The decision to freeze the activities of the PPS was made while the German invasion of Poland was still in progress. First, at the request of Zygmunt Zaremba by the Warsaw District of the Workers' Committee on September 26, 1939. Then on October 2 by three members of the party's Central Executive Committee – Mieczysław Niedziałkowski, Kazimierz Pużak and Zygmunt Zaremba. In reality, the party never intended to cease operations, only to go underground.

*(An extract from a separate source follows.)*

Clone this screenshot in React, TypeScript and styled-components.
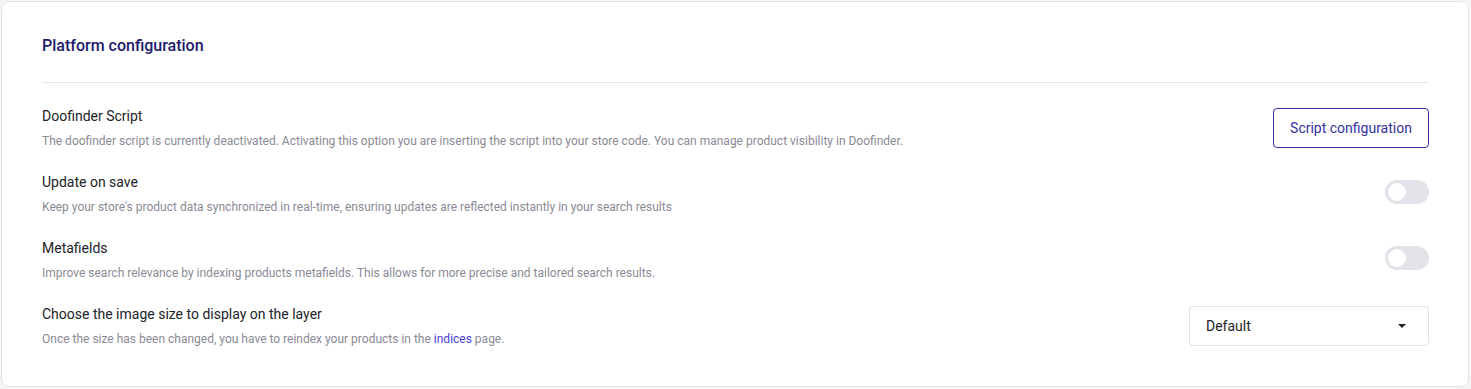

In mid-October, without the participation of Niedziałkowski, but probably with the participation of Tomasz Arciszewski, the group decided to form a cadre underground organization – WRN. This decision was confirmed at a conference of activists from all over Poland, which took place on November 19, 1939 in Helenów, near Warsaw. Despite the wide participation of activists from all over the country, only 3 of the 12 members of the Central Executive Committee (Arciszewski, Pużak and Zaremba) attended this meeting, although 6 others were still in the country, as were the chairman of the Supreme Council Zygmunt Żuławski, members of the Supreme Council Norbert Barlicki and Adam Próchnik, and a member of the Review Committee Stanisław Dubois. This state of affairs later became the basis for undermining the WRN's right to be the sole continuation of the PPS and sole representative of the labor movement.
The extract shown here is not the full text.